I was invited by a friend, Nina Dhiman, who is a Yoga Teacher and member of the BPS, to present to a group of mainly young postgraduates who were interested in the potential of Yoga in the field of clinical psychology. I had consulted with Nina to find out what aspects of Yoga Therapy would be of most interest to such an audience and she suggested I take the group through the process of an initial consultation and how this would be handled. With some help I prepared a PowerPoint presentation based around the TSYP procedure used for this process.
I arrived at the British Psychological Society’s London headquarters to find a room full of young, energetic and enthusiastic people, some with a Master’s in Psychology, ready and waiting for the presentation. I have to confess at this point to being just a little nervous at the prospect of presenting to such a well-qualified group, but following the introduction, once I had begun the presentation the teaching just took over.
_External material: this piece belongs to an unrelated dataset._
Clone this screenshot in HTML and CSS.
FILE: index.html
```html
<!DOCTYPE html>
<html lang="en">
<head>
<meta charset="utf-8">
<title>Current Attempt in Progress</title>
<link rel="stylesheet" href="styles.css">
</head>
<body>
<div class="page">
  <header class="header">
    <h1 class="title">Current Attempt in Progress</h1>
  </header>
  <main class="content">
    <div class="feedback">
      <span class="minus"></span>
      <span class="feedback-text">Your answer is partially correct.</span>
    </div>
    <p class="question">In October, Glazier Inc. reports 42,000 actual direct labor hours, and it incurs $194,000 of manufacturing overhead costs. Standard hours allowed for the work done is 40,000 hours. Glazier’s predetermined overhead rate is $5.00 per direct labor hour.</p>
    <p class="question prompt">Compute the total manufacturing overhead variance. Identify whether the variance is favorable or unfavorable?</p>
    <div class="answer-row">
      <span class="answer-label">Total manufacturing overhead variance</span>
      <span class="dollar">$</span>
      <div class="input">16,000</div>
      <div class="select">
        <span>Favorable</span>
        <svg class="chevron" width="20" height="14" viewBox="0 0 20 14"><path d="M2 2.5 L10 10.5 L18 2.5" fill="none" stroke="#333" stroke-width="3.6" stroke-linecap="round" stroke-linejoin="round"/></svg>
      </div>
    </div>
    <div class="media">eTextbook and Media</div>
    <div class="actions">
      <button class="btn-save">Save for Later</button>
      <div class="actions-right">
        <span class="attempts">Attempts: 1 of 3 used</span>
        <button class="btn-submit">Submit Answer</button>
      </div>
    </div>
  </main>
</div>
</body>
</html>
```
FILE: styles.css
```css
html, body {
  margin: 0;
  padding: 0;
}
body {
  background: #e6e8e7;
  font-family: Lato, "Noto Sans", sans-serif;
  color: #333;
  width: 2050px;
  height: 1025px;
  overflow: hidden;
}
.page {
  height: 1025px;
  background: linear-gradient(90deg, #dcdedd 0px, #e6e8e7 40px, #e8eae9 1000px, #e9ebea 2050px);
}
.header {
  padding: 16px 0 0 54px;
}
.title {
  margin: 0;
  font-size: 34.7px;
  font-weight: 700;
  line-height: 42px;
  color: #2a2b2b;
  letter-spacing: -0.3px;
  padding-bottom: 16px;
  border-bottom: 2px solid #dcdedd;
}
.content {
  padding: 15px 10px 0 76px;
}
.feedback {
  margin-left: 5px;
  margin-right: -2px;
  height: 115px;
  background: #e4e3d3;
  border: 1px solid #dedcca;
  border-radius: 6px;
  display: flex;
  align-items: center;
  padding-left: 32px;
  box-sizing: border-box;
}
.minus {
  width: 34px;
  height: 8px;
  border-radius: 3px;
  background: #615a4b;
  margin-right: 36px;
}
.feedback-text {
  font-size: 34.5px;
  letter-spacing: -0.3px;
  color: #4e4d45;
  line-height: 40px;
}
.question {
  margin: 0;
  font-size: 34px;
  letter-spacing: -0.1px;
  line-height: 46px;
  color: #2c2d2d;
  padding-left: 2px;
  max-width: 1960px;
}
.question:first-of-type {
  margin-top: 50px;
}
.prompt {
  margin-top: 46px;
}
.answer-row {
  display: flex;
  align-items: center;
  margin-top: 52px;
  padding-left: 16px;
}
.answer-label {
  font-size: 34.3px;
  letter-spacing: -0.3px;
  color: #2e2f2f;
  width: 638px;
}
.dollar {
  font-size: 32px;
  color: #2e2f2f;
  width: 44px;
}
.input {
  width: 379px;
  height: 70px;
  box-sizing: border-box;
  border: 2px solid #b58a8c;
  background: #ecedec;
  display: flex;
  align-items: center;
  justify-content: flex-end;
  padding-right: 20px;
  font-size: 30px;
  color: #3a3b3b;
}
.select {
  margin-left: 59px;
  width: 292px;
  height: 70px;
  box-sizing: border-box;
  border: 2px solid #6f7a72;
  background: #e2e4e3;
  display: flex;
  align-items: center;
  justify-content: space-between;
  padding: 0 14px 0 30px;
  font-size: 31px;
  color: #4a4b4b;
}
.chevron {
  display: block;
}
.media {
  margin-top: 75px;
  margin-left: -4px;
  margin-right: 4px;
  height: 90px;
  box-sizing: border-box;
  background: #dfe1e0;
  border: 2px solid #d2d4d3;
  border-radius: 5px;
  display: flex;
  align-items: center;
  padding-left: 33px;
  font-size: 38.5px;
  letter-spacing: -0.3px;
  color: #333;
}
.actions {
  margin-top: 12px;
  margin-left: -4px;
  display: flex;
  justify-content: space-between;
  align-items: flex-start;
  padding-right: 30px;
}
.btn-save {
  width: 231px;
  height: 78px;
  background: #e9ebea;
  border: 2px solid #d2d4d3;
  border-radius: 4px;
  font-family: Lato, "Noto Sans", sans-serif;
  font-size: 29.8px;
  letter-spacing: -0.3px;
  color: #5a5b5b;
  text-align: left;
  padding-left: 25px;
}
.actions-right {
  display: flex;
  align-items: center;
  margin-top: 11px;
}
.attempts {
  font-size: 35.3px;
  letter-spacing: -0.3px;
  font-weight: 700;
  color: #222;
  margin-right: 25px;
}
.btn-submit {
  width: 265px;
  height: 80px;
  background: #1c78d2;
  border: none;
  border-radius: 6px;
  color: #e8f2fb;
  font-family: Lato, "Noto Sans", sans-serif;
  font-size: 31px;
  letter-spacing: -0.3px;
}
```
I had been asked to present for an hour and a half initially, but the session before mine had finished early and so I began a little ahead of my scheduled time. I was overwhelmed at the reception I received: the audience were engaged from the very start and ready with many interesting and challenging questions. We were supposed to take a break during the presentation but such was the energy and enthusiasm of these wonderful youngsters that I completely lost track of time (not very professional Andrew!) and we had arrived at the one o’clock lunch break before very long.
So, what did I learn from this amazing opportunity? That there is huge and growing interest in Yoga and its potential in the field of therapy. This is wonderful news for all TSYP teacher members as I feel that there has never been a better time to be a Yoga Teacher keen to move into the domain of Yoga Therapy. It was clear that there is a great need for the healing potential that this amazing teaching offers in the wider community; we face a virtual epidemic of mental health issues and sadly it seems this is especially the case amongst the children and young adults in our society.
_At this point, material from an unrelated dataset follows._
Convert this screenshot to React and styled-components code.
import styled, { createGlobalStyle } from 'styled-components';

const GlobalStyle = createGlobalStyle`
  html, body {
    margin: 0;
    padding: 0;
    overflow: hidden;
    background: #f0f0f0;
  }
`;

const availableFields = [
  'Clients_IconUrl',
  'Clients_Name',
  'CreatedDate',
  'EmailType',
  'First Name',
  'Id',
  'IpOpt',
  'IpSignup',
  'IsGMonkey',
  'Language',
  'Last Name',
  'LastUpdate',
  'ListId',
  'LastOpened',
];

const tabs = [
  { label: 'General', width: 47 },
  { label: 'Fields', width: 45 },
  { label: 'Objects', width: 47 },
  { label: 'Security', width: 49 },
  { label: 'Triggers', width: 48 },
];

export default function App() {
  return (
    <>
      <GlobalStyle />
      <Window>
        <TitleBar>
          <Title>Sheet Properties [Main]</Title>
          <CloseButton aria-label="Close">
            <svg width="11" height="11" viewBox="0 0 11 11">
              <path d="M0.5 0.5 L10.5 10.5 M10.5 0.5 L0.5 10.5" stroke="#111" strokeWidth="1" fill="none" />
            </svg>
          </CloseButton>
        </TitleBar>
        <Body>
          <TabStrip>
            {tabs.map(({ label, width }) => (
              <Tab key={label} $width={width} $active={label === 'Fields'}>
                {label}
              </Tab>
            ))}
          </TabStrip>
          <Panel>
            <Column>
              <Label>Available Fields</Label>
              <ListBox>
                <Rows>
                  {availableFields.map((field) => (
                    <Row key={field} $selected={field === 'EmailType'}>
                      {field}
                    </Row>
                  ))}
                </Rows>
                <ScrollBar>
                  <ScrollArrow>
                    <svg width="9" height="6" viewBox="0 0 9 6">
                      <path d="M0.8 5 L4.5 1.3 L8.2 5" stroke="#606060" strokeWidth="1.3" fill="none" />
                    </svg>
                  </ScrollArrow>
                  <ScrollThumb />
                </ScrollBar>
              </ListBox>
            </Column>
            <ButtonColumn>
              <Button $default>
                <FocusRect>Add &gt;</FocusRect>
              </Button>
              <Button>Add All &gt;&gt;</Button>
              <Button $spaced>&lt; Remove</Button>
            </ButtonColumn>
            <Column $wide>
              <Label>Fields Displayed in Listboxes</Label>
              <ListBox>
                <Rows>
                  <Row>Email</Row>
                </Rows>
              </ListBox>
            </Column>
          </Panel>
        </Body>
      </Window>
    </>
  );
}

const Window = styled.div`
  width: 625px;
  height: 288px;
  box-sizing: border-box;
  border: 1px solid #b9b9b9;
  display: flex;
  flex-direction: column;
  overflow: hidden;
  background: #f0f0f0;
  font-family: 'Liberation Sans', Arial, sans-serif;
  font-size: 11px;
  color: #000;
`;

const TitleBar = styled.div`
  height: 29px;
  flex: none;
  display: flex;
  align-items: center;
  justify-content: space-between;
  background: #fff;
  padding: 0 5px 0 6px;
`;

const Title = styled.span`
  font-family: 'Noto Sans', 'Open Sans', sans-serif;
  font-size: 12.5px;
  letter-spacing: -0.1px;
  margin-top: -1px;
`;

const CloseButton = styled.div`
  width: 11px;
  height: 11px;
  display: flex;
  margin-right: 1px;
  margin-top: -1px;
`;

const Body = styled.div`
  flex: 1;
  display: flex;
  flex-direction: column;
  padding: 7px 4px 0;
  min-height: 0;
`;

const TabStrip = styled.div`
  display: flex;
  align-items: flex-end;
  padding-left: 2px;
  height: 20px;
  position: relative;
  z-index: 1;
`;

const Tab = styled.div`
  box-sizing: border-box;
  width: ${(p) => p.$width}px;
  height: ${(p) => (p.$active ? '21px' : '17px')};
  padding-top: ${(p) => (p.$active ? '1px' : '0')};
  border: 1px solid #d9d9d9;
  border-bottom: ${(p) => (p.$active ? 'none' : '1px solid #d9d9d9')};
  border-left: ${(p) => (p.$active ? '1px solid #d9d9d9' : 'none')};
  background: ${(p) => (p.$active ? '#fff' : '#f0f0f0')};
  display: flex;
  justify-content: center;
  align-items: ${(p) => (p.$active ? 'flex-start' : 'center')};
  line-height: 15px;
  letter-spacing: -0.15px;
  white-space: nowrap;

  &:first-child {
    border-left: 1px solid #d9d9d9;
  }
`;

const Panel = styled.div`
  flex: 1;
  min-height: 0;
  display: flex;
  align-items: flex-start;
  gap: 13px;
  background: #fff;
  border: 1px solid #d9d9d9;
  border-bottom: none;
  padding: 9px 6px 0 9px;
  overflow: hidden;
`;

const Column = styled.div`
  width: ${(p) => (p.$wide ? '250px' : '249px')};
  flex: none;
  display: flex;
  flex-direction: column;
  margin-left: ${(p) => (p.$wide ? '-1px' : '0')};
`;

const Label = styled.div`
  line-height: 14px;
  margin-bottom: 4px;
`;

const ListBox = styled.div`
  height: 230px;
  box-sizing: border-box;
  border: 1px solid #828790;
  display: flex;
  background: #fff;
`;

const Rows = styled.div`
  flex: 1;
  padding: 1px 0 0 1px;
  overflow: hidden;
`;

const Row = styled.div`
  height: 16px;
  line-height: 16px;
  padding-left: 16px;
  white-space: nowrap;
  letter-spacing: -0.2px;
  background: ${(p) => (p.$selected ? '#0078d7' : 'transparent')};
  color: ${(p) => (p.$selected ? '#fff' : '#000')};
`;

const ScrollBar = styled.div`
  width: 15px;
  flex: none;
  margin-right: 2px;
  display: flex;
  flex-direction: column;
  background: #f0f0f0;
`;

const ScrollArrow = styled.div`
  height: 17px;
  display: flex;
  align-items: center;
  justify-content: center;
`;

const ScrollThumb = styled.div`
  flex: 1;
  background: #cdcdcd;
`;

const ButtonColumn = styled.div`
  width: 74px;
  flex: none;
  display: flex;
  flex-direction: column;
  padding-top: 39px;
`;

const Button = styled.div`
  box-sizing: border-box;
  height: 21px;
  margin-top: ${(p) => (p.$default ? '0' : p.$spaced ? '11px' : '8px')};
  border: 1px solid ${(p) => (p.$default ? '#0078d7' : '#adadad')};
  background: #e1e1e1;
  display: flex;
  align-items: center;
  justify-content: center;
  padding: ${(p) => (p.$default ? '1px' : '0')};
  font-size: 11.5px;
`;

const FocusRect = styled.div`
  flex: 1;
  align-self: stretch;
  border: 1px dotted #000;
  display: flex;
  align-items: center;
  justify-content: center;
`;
So, what can TSYP offer its members eager to work in this rewarding but challenging area? What support or extra training can we give? Fortunately, looking ahead, the theme of this year’s Annual Gathering is Yoga and Mental Health. And we have some excellent speakers lined up, one of whom, Hellfried Krusche, is a both a yoga teacher and a psychoanalyst. Another exciting opportunity to develop and grow further in the field of Yoga Therapy is coming in the spring of 2021, when TSYP will launch its first Advanced Yoga Therapy Training supported by leading faculty from the KYM, Nrithya Jagannathan and V. Srinivasan!